[Problem]:
Find the lines holding the word "this" and collect them.

------------------------

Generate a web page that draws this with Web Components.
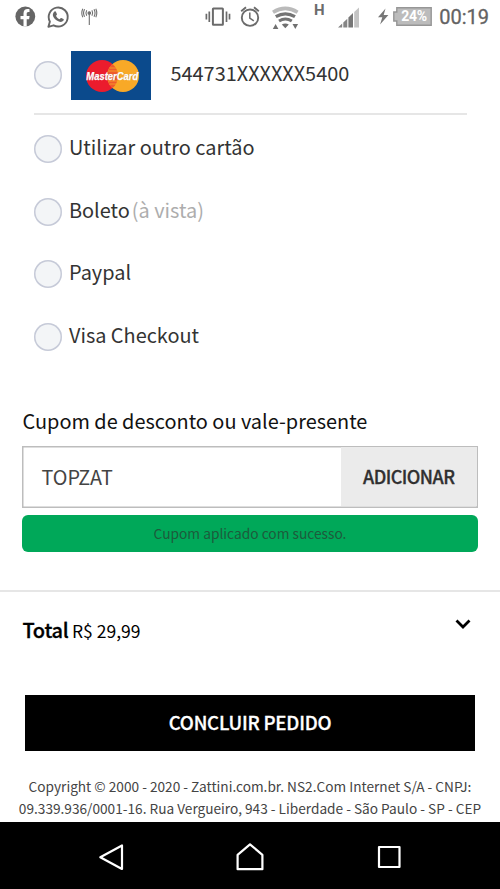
<!DOCTYPE html>
<html lang="pt-BR">
<head>
<meta charset="utf-8">
<title>Zattini - Pagamento</title>
<style>
html,body{margin:0;padding:0}
body{width:500px;height:889px;overflow:hidden;background:#fff;font-family:"Noto Sans CJK SC","Noto Sans",sans-serif;color:#333}
</style>
</head>
<body>
<checkout-page></checkout-page>
<script>
const define = (name, css, html) => customElements.define(name, class extends HTMLElement {
  constructor() {
    super();
    this.attachShadow({mode: 'open'}).innerHTML = `<style>*{box-sizing:border-box}svg{display:block}${css}</style>${html}`;
  }
});

define('status-bar', `
:host{display:flex;height:34px;align-items:flex-start;color:#666}
.clock{font:400 20px/24px Roboto,sans-serif;color:#636363;-webkit-text-stroke:.3px #636363;margin:5px 0 0 auto;padding-right:11px}
.battery{display:grid;place-items:center;width:39px;height:19px;margin:7px 0 0 1px;position:relative}
.battery svg{position:absolute;inset:0}
.battery span{position:relative;font:700 14px/19px Roboto,sans-serif;letter-spacing:-.3px;color:#fff;padding-left:3px}
.h{font:700 15px/16px Roboto,sans-serif;color:#6c6c6c;margin:2px 0 0 12px;width:13px}
`, `
<svg width="110" height="34" viewBox="0 0 110 34">
  <circle cx="25.3" cy="16.5" r="9.9" fill="#666"/>
  <path d="M23.5 26.5v-7.2h-3v-3.2h3v-2.7c0-2.8 1.6-4.3 4-4.3 1 0 2 .2 2 .2v2.6h-1.2c-1.2 0-1.6.8-1.6 1.6v2.6h2.9l-.5 3.2h-2.4v7.2z" fill="#fff"/>
  <path d="M48.4 26.8l1.5-5.2a9.5 9.5 0 1 1 3.7 3.7z" fill="none" stroke="#666" stroke-width="1.9" stroke-linejoin="round"/>
  <path d="M54.3 11.7c.7-.6 1.4-.5 1.7.2l.9 2c.2.5-.1.9-.9 1.8.8 1.700 2 2.800 3.700 3.500.9-1.100 1.200-1.400 1.700-1.200l2 1c.6.3.5 1-.1 1.800-1.300 1.500-3 1.300-5 .5-2.700-1.100-4.600-3.300-5.300-5.200-.5-1.700.2-3.500 1.300-4.400z" fill="#666"/>
  <g fill="none" stroke="#707070" stroke-width="1.1">
    <path d="M89.300 14v11"/><circle cx="89.300" cy="13" r="1.300" fill="#707070"/>
    <path d="M86.700 10.300q-1.500 2.700 0 5.400M84.600 9.300q-2.100 3.700 0 7.400M82.800 8.700q-2 4.300 0 8.600M91.900 10.300q1.500 2.700 0 5.400M94 9.300q2.100 3.700 0 7.400M95.800 8.700q2 4.300 0 8.600"/>
  </g>
</svg>
<svg width="192" height="34" viewBox="110 0 192 34">
  <g fill="none" stroke="#6b6b6b">
    <rect x="212.900" y="8.400" width="10" height="16.300" rx=".5" stroke-width="2"/>
    <path d="M209.300 11.500v10.500M226.500 11.500v10.500" stroke-width="1.700"/>
    <path d="M206.400 13.800v5.600M229.500 13.800v5.600" stroke-width="1.700"/>
    <circle cx="250" cy="17.700" r="8.200" stroke-width="1.900"/>
    <path d="M249.800 12.500v5.600l4 2.700" stroke-width="1.500"/>
    <path d="M241.200 11.300l4.800-4M258.800 11.300l-4.800-4" stroke-width="1.900"/>
    <path d="M273 12.200q12.300-7.600 24.600 0" stroke="#bababa" stroke-width="3.600"/>
    <path d="M275.800 16.700q9.600-5.800 19.200 0" stroke="#747474" stroke-width="3.200"/>
    <path d="M279 21q6.400-4 12.800 0" stroke="#747474" stroke-width="3.100"/>
  </g>
  <path d="M281.800 24.600q3.500-2.200 7 0l-3.500 3.600zM272.800 29l2.800-5 2.800 5zM292.500 24h5.600l-2.800 5z" fill="#707070"/>
</svg>
<span class="h">H</span>
<svg width="50" height="34" viewBox="327 0 50 34">
  <path d="M338 27.500l4.200-4v4zM343.300 22.500l4-3.800v8.800h-4z" fill="#858585"/>
  <path d="M348.400 17.600l4.600-4.600v14.500h-4.600z" fill="#777"/><path d="M354.200 12l4.800-4.500v20h-4.800z" fill="#c4c4c4"/>
</svg>
<svg width="16" height="34" viewBox="376 0 16 34" style="margin-left:-1px"><path d="M385.500 8.500l-7.500 8.800h4.300l-2.200 7.300 8.300-9.600h-4.700z" fill="#777"/></svg>
<div class="battery">
  <svg width="39" height="19" viewBox="0 0 39 19"><path d="M.8 5h3V.8h34.400v17.400H3.800V14h-3z" fill="#bcbcbc" stroke="#969696" stroke-width="1.400"/></svg>
  <span>24%</span>
</div>
<span class="clock">00:19</span>`);

define('radio-dot', `:host{display:block;flex:none;width:28px;height:28px;box-shadow:inset 0 0 0 1.500px #c6cad8;border-radius:50%;background:#f3f5f7}`, ``);

define('master-card', `
:host{display:block;width:80px;height:49px;background:#0b4a8c}`, `
<svg width="80" height="49" viewBox="0 0 80 49">
  <circle cx="31" cy="25" r="16" fill="#eb1c2d"/><circle cx="52" cy="25" r="16" fill="#f8a927"/>
  <path d="M41.500 12.900a16 16 0 0 1 0 24.200 16 16 0 0 1 0-24.200z" fill="#ee5a2c"/>
  <path d="M38.500 17h6.500M37 20h9M37 30h9M38.500 33h6.500" stroke="#f8a927" stroke-width=".8"/>
  <text x="15.800" y="29.200" textLength="52" lengthAdjust="spacingAndGlyphs" font-family="Liberation Sans,sans-serif" font-weight="700" font-style="italic" font-size="11" fill="#234" opacity=".35">MasterCard</text>
  <text x="15.300" y="28.700" textLength="52" lengthAdjust="spacingAndGlyphs" font-family="Liberation Sans,sans-serif" font-weight="700" font-style="italic" font-size="11" fill="#fff" stroke="#fff" stroke-width=".25">MasterCard</text>
</svg>`);

define('saved-card', `
:host{display:flex;align-items:center;height:81px;margin:0 33px 0 34px;padding-top:3px;border-bottom:2px solid #e6e6e6;font-size:19.900px;line-height:28px}
master-card{margin-left:9px;margin-top:1px}
span{margin-left:19.500px;padding-bottom:4px}`, `
<radio-dot></radio-dot><master-card></master-card><span><slot></slot></span>`);

define('pay-option', `
:host{display:flex;align-items:center;height:62.500px;padding-left:34px;font-size:19.900px;line-height:28px}
span{margin-left:7px;padding-bottom:4px;white-space:pre}
::slotted(small){font-size:19.900px;color:#adadad;margin-left:2px}`, `
<radio-dot></radio-dot><span><slot></slot></span>`);

define('coupon-box', `
:host{display:block;padding:0 22px}
h2{margin:0;font-weight:400;font-size:19.900px;line-height:28px;color:#111;padding:1px 0 0 .5px}
.field{display:flex;height:62px;margin-top:11px;box-shadow:inset 0 0 0 1.500px #bdbdbd;padding:1.500px}
.value{flex:1;padding-left:18px;font-size:19.800px;line-height:59px;color:#444}
.add{width:135.500px;background:#ebebeb;text-align:center;font-weight:500;font-size:18px;letter-spacing:-.55px;line-height:58px;color:#303030;-webkit-text-stroke:.3px #303030}
.ok{height:37px;margin-top:7.500px;border-radius:6px;background:#00a859;color:#1d5b3c;font-size:13.750px;line-height:36px;text-align:center}`, `
<h2>Cupom de desconto ou vale-presente</h2>
<div class="field"><div class="value">TOPZAT</div><div class="add">ADICIONAR</div></div>
<div class="ok">Cupom aplicado com sucesso.</div>`);

define('order-total', `
:host{display:flex;justify-content:space-between;align-items:flex-start;height:105px;border-top:2px solid #e6e6e6;padding:24px 29px 0 22.500px;color:#000;line-height:28px}
b{font-weight:500;font-size:20px;letter-spacing:-.3px;-webkit-text-stroke:.3px #000}
span{font-size:17.500px}
svg{margin-top:3px}`, `
<div><b>Total</b> <span>R$ 29,99</span></div>
<svg width="16" height="11" viewBox="0 0 16 11"><path d="M1.500 1.500L8 8l6.500-6.500" fill="none" stroke="#000" stroke-width="2.800"/></svg>`);

define('finish-button', `
:host{display:block;margin:0 25px;height:56px;background:#000;color:#fff;text-align:center;font-weight:500;font-size:18.670px;letter-spacing:-.22px;line-height:53px;-webkit-text-stroke:.3px #fff}`, `<slot></slot>`);

define('legal-note', `
:host{display:block;text-align:center;font-size:13.670px;line-height:22.300px;padding-top:24px;height:71px;overflow:hidden;white-space:nowrap;color:#444}`, `<slot></slot>`);

define('nav-bar', `
:host{display:flex;justify-content:space-around;align-items:center;height:67px;background:#000;padding:3px 42px 0}
svg{overflow:visible;fill:none;stroke:#fff;stroke-width:2.200;stroke-linejoin:round}`, `
<svg width="28" height="28"><path d="M25 2.500v23.500L3.300 14.200z"/></svg>
<svg width="28" height="28"><path d="M1.600 11.800L14 1.300l12.400 10.500v14.400H1.600z"/></svg>
<svg width="28" height="28"><rect x="4" y="4" width="20.500" height="20"/></svg>`);

define('checkout-page', `
:host{display:flex;flex-direction:column;height:889px}
.options{margin-top:3px}
coupon-box{margin-top:37.500px}
order-total{margin-top:37.500px}`, `
<status-bar></status-bar>
<saved-card>544731XXXXXX5400</saved-card>
<div class="options">
  <pay-option>Utilizar outro cartão</pay-option>
  <pay-option>Boleto<small>(à vista)</small></pay-option>
  <pay-option>Paypal</pay-option>
  <pay-option>Visa Checkout</pay-option>
</div>
<coupon-box></coupon-box>
<order-total></order-total>
<finish-button>CONCLUIR PEDIDO</finish-button>
<legal-note>Copyright © 2000 - 2020 - Zattini.com.br. NS2.Com Internet S/A - CNPJ:<br>09.339.936/0001-16. Rua Vergueiro, 943 - Liberdade - São Paulo - SP - CEP</legal-note>
<nav-bar></nav-bar>`);
</script>
</body>
</html>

------------------------

[Complete output]:
Generate a web page that draws this with Web Components.
    this.attachShadow({mode: 'open'}).innerHTML = `<style>*{box-sizing:border-box}svg{display:block}${css}</style>${html}`;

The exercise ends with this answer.